Sergio Gallo, Gleba - ādāmah, Gattomerlino, 2025
recensione di Flavio Vacchetta
Con questa nuova pubblicazione Sergio Gallo dimostra la sua profonda vena poetica, sincera, spontanea, d’istintiva natura all’arte del verso genuino e scorrevole. Personalmente colloco le poesie di Sergio fra le mie più gradite e penso sia uno fra gli autori più interessanti della poesia contemporanea: merita senza dubbio una particolare attenzione, sia da parte dei lettori che della critica. Una lettura fatta di proprie esplorazioni nel verace regno della versificazione e della creatività, ed il piacere della parola fatta arte. Gallo scrive con la massima scioltezza d’animo che gli perviene istantanea, l’immediatezza lo stimola all’uso della parola viva, tinta di coloriti contingenti, strappati ai processi intensi della vita emotiva. Il segreto è dentro l’ignoto apparire informe interiore, di tutto quel mondo che fluisce e molce il gesto affettivo dell’autore. Il poeta, nel sublimale scorcio del tempo, attende le felici prede musicali tra le grinfie egemoniche della penna guidata da conoscenza della mente creativa.
Sergio Gallo, scrive nella postfazione Ivan Crico, “nelle sue poesie mette in contatto micro macrocosmo, lo stupore davanti alle meraviglie della Natura che descrive con l’esattezza dell'uomo di scienza…” Egli, collaboratore di farmacia, fruga nei cieli l’aura fragrante e arcana della poesia, fantasticamente accolta alla corte delle emozioni sensazioni dei sogni poetici ed astronomici.
Come alba dorata la poesia sboccia nelle mani di Sergio, sguscia indomata da dalle viscere della materia vivente e dai sanguinosi eventi che dominano attualmente le vicende terrestri: guerre, calamità, catastrofi, epidemie…
Ventimila bambini palestinesi
sotto le macerie a Gaza:
quelli nati sotto le bombe
da giovani madri perite di parto
quelli morti di dolore
amputati senza anestesia
quelli presi a bersaglio
alla luce del giorno dai cecchini
quali assassine sure del Corano
recitavano?
E i neonati nelle culle termiche
senza elettricità, senz'acqua...
Da questi pochi versi si evince che Sergio Gallo la poesia ce l’ha proprio dentro, connaturata ai personali soffi del pensiero che è sollecitato da inquiete proprietà esplorative mai paghe di aperture prospettiche.
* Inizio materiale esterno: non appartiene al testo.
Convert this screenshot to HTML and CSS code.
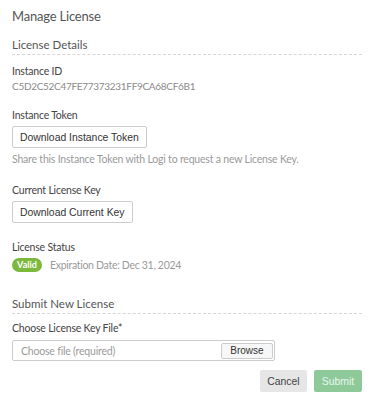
FILE: index.html
```html
<!DOCTYPE html>
<html>
<head>
<meta charset="utf-8">
<link rel="stylesheet" href="styles.css">
</head>
<body>
<div class="panel">
  <h1 class="title">Manage License</h1>
  <h2 class="section">License Details</h2>
  <div class="label label-first">Instance ID</div>
  <div class="value">C5D2C52C47FE77373231FF9CA68CF6B1</div>

  <div class="label label-token">Instance Token</div>
  <button class="btn">Download Instance Token</button>
  <div class="help">Share this Instance Token with Logi to request a new License Key.</div>

  <div class="label label-key">Current License Key</div>
  <button class="btn">Download Current Key</button>

  <div class="label label-status">License Status</div>
  <div class="status">
    <span class="badge">Valid</span>
    <span class="expiry">Expiration Date: Dec 31, 2024</span>
  </div>

  <h2 class="section section-second">Submit New License</h2>
  <div class="label label-file">Choose License Key File*</div>
  <div class="file">
    <span class="placeholder">Choose file (required)</span>
    <button class="browse">Browse</button>
  </div>
  <div class="actions">
    <button class="btn-cancel">Cancel</button>
    <button class="btn-submit">Submit</button>
  </div>
</div>
</body>
</html>
```

FILE: styles.css
```css
html, body {
  margin: 0;
  padding: 0;
  background: #ffffff;
}
body {
  font-family: Lato, "Open Sans", sans-serif;
  color: #555;
}
.panel {
  width: 350px;
  padding: 7px 12px 0 12px;
}
.title {
  margin: 0;
  font-size: 13px;
  font-weight: normal;
  color: #555;
  line-height: 18px;
  letter-spacing: -0.2px;
}
.section {
  margin: 13px 0 0 0;
  font-size: 11.5px;
  font-weight: normal;
  color: #555;
  line-height: 14px;
  padding-bottom: 2px;
  border-bottom: 1px dashed #d6d6d6;
}
.section-second {
  margin-top: 25px;
}
.label {
  font-size: 10.5px;
  letter-spacing: -0.2px;
  color: #444;
  line-height: 13px;
}
.label-first { margin-top: 10px; }
.label-token { margin-top: 16px; }
.label-key { margin-top: 18px; }
.label-status { margin-top: 18px; }
.label-file { margin-top: 8px; }
.value {
  font-size: 10px;
  color: #8a8a8a;
  line-height: 13px;
  margin-top: 2px;
  letter-spacing: -0.3px;
}
.btn {
  margin-top: 4px;
  font-family: "Liberation Sans", Arial, sans-serif;
  font-size: 10.4px;
  color: #333;
  background: #fff;
  border: 1px solid #ccc;
  border-radius: 2px;
  height: 22px;
  padding: 0 7px;
  display: block;
}
.help {
  margin-top: 5px;
  font-size: 10.5px;
  letter-spacing: -0.2px;
  color: #9a9a9a;
  line-height: 13px;
}
.status {
  margin-top: 4px;
  display: flex;
  align-items: center;
  gap: 8px;
  height: 14px;
}
.badge {
  background: #7cb83b;
  color: #fff;
  font-size: 9px;
  font-weight: bold;
  border-radius: 7px;
  padding: 0 5px;
  height: 14px;
  line-height: 14px;
  width: 20px;
  text-align: center;
}
.expiry {
  font-size: 10.5px;
  color: #9a9a9a;
  letter-spacing: -0.3px;
}
.file {
  box-sizing: border-box;
  margin-top: 5px;
  width: 263px;
  height: 21px;
  border: 1px solid #ccc;
  border-radius: 2px;
  display: flex;
  align-items: center;
  justify-content: space-between;
  padding: 0 1px 0 8px;
}
.placeholder {
  font-size: 10.5px;
  letter-spacing: -0.2px;
  color: #9a9a9a;
}
.browse {
  font-family: "Liberation Sans", Arial, sans-serif;
  font-size: 10px;
  color: #333;
  background: #f7f7f7;
  border: 1px solid #ccc;
  border-radius: 2px;
  height: 16px;
  width: 52px;
  padding: 0;
}
.actions {
  margin-top: 9px;
  display: flex;
  justify-content: flex-end;
  gap: 7px;
}
.btn-cancel, .btn-submit {
  font-family: "Liberation Sans", Arial, sans-serif;
  font-size: 10.4px;
  border: none;
  border-radius: 2px;
  height: 22px;
  padding: 0;
}
.btn-cancel {
  width: 47px;
  background: #e6e6e6;
  color: #444;
}
.btn-submit {
  width: 48px;
  background: #8ec99a;
  color: #e9f6ec;
}
```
Eccone nel testo che segue intitolato “Breve osservazione del cielo estivo”, a mio modesto avviso, la prova:
Sarebbe bastata la verità
d’una piccola porzione di cielo
in una notte serena;
un cielo d’inizio agosto,
ricco di corpi celesti:
Deneb, Altair, Vega prossime allo zenit;
il Cigno, Aquila, Lira
luminosa trincea della Via Lattea
la bocca da fuoco del Sagittario…
l’elmetto splendente Saturno
a oltre un miliardo di chilometri.
L’attrazione-repulsione
della doppia meraviglia astrale
di Albireo: becco, occhio di Orfeo…
Una breve ochiata alle stelle
nei loro remotissimi evi…
rende forse l’universo meno
crudele, smisurato, misterioso?
Versi narrativi si alternano a versi lapidari, ricchi di sintesi emotive, costante e geniale fascino estetico:
Restano nude ossa, trasparenti
più d’un bicchiere de tequila.
Natura imperfetta che mai potrà eguagliare
l'umana vacuità.
Richiamo ai versi dell’Ecclesiaste, citati in esergo alla raccolta: Prima che i giorni diventino sciagura (Qohèlet 12,3).
Per finire l’autore si riconosce nei frammenti rapidi dei suoi versi inebrianti ed inebriati da abissi ignoti, ricerche spasmodiche su cieli e stelle, respiri trionfali del verso fluttuante e galleggiante, fra onde di ali eterne.
Nell’augurio delle sapienziali parole del giovane Salomone, colte da I Re: Concedi al tuo servo un cuore docile, perché sappia rendere giustizia al tuo popolo e sappia distinguere il bene dal male (I Re 3,9).